--- Records ---

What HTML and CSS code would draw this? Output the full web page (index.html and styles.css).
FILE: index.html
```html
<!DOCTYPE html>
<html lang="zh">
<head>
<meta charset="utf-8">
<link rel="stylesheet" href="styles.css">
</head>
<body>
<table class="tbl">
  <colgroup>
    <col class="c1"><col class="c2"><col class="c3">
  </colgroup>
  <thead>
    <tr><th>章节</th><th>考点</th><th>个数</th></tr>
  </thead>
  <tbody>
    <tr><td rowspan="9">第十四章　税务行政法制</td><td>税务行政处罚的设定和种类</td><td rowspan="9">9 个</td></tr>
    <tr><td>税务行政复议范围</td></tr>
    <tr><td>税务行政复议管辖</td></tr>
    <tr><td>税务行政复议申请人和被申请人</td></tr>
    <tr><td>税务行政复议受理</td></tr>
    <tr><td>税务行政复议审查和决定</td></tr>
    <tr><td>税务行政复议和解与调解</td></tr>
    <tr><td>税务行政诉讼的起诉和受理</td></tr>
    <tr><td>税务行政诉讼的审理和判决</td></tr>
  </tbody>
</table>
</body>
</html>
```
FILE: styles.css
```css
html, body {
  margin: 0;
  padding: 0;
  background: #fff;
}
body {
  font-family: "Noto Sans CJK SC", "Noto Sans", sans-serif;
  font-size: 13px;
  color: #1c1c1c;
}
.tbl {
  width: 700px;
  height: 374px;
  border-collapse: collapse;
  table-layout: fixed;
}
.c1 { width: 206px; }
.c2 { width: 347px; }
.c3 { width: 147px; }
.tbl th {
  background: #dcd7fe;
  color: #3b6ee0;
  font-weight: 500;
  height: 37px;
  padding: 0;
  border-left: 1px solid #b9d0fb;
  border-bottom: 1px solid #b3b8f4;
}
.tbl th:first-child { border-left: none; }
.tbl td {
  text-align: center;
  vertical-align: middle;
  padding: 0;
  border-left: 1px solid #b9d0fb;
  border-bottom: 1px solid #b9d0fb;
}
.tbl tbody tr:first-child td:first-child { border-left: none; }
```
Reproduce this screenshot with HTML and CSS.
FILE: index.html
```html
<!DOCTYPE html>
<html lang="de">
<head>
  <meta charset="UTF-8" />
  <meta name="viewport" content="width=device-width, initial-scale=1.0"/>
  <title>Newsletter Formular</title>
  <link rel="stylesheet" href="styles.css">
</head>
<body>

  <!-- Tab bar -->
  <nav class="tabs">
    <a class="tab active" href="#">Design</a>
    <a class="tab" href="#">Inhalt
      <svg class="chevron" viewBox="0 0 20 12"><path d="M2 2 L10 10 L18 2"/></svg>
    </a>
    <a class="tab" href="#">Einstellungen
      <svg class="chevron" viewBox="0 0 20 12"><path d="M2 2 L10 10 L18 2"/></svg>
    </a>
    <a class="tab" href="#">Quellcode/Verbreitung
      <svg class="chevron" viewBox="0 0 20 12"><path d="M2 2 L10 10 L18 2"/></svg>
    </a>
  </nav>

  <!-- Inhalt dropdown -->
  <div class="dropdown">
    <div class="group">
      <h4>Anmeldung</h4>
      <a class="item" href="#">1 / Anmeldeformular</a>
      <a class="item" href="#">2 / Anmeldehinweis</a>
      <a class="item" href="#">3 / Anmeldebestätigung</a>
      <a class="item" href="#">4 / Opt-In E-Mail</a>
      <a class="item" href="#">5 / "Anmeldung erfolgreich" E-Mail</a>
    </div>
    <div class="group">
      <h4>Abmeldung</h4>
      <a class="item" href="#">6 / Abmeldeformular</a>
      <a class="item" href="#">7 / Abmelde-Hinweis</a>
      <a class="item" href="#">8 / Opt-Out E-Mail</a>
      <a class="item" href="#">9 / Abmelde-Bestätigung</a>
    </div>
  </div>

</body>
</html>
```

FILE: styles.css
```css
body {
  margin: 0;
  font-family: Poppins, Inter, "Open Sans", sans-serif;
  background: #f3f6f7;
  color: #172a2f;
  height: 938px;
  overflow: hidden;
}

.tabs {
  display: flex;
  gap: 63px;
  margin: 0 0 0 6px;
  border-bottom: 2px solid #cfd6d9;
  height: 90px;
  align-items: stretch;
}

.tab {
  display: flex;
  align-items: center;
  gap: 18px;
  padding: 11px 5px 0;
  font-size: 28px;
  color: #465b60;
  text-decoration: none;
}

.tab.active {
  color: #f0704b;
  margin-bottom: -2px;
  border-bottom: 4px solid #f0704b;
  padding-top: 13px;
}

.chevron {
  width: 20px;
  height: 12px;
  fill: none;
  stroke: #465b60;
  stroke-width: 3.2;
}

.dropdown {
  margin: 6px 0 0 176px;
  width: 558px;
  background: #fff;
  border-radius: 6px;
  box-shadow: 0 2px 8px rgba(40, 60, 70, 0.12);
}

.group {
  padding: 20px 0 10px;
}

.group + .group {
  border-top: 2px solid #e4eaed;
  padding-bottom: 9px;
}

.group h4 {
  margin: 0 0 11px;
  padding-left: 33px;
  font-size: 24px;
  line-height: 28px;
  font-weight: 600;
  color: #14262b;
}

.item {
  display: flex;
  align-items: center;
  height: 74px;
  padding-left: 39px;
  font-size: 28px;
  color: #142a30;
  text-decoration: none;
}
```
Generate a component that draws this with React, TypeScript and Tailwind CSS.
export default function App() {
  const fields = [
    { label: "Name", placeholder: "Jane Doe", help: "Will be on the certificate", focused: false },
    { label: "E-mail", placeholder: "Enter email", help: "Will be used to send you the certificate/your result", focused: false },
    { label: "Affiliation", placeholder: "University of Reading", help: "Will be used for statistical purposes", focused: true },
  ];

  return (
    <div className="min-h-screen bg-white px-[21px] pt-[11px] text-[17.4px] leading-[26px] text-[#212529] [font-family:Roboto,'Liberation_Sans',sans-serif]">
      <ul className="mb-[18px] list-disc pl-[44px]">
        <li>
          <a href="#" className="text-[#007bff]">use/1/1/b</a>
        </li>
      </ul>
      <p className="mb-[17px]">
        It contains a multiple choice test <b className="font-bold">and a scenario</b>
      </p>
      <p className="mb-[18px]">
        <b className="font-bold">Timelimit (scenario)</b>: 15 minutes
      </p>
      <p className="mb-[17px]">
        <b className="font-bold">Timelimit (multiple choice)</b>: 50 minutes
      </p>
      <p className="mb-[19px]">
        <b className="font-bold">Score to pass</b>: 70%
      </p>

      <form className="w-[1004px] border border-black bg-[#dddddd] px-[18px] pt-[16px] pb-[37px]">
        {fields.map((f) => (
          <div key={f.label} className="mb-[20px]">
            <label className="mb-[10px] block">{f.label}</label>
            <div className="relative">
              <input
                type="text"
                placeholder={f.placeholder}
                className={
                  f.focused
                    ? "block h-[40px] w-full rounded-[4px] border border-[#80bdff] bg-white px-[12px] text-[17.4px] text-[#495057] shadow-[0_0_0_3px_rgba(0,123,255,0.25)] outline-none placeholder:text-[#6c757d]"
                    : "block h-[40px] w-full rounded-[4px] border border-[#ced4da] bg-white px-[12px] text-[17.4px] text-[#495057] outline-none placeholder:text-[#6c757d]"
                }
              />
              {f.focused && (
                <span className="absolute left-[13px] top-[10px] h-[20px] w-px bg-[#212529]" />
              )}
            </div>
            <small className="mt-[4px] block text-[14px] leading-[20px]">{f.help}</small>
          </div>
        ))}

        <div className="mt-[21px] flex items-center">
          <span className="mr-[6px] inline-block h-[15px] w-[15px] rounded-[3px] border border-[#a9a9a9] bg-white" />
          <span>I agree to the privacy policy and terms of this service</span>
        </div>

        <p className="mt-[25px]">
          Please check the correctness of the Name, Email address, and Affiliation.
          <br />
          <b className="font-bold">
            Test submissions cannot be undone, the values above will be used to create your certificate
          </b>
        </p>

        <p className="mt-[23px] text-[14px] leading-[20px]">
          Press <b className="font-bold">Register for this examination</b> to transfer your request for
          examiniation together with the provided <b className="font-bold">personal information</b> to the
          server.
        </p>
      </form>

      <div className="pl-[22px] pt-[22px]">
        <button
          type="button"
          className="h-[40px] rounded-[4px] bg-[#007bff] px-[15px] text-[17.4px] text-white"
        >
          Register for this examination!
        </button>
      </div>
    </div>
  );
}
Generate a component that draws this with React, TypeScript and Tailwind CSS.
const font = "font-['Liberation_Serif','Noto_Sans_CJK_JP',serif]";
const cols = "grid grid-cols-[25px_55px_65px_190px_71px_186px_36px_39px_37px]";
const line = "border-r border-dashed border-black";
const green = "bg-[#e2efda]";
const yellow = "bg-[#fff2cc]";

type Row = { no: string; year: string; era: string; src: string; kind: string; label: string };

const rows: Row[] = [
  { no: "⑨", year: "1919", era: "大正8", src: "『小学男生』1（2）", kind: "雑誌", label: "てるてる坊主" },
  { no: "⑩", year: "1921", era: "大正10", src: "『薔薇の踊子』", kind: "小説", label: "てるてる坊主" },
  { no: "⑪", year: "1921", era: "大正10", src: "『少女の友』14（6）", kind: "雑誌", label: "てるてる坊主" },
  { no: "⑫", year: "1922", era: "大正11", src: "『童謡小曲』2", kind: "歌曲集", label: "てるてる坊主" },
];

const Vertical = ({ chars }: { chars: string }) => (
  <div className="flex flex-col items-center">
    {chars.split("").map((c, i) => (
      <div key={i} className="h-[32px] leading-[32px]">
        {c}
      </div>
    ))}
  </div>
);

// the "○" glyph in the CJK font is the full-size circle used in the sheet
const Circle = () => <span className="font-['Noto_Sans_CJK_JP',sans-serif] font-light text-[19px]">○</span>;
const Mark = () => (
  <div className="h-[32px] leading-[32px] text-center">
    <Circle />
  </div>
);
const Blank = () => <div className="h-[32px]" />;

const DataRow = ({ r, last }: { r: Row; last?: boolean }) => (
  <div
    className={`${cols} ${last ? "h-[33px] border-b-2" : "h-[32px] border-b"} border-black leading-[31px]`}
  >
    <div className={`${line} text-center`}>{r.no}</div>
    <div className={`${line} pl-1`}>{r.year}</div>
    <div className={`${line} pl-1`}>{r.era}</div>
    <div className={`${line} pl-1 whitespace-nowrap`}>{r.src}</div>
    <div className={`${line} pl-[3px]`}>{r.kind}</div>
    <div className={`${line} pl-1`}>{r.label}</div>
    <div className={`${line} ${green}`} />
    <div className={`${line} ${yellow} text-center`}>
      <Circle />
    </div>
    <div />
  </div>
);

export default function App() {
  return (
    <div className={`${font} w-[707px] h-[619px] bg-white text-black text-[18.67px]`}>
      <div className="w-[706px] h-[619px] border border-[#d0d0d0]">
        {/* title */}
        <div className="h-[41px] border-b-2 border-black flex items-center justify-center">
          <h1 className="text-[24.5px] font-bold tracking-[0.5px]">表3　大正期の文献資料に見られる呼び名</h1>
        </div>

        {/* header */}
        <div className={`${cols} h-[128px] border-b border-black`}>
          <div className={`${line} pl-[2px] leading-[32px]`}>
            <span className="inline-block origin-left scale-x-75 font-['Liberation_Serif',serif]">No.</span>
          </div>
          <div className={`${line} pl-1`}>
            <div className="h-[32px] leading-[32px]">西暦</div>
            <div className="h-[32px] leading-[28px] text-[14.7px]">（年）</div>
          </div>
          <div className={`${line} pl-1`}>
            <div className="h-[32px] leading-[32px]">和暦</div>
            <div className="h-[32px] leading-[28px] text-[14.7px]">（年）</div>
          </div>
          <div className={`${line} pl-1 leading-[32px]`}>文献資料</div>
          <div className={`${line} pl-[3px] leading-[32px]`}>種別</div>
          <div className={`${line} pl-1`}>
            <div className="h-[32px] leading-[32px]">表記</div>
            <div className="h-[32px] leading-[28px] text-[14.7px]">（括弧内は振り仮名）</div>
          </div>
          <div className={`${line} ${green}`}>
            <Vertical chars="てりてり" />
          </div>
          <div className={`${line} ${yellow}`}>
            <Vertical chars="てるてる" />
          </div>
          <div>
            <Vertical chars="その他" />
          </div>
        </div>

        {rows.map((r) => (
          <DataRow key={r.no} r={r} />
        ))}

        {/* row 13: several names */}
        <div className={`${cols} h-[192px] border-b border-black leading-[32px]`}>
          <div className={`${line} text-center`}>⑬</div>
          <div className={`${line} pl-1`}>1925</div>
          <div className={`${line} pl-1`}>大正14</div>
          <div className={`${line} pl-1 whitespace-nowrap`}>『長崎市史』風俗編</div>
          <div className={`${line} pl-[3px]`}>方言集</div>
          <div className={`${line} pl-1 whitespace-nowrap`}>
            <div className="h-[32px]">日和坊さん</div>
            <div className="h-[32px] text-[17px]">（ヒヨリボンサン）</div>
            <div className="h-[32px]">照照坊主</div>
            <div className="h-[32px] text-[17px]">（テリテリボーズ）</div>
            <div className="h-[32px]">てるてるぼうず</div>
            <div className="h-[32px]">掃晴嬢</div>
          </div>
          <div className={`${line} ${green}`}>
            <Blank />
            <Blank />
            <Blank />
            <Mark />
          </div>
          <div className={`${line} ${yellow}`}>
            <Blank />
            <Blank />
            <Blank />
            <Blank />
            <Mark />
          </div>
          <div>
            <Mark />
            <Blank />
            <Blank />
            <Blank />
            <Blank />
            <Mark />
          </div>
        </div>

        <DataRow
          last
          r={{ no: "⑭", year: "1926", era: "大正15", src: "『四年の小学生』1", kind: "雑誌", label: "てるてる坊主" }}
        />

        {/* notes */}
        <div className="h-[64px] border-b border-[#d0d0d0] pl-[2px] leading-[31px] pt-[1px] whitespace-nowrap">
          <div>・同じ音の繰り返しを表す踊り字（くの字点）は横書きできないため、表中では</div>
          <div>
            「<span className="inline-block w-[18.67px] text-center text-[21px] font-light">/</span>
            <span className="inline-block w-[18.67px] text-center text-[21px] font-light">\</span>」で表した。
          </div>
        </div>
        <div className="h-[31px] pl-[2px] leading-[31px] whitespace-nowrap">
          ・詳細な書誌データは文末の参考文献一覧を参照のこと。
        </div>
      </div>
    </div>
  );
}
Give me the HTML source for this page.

---

**Written problem:**
Check all the records above and select each line where the string "with" is found.

**Result of this exercise:**
Reproduce this screenshot with HTML and CSS.
Generate a component that draws this with React, TypeScript and Tailwind CSS.
          examiniation together with the provided <b className="font-bold">personal information</b> to the
Generate a component that draws this with React, TypeScript and Tailwind CSS.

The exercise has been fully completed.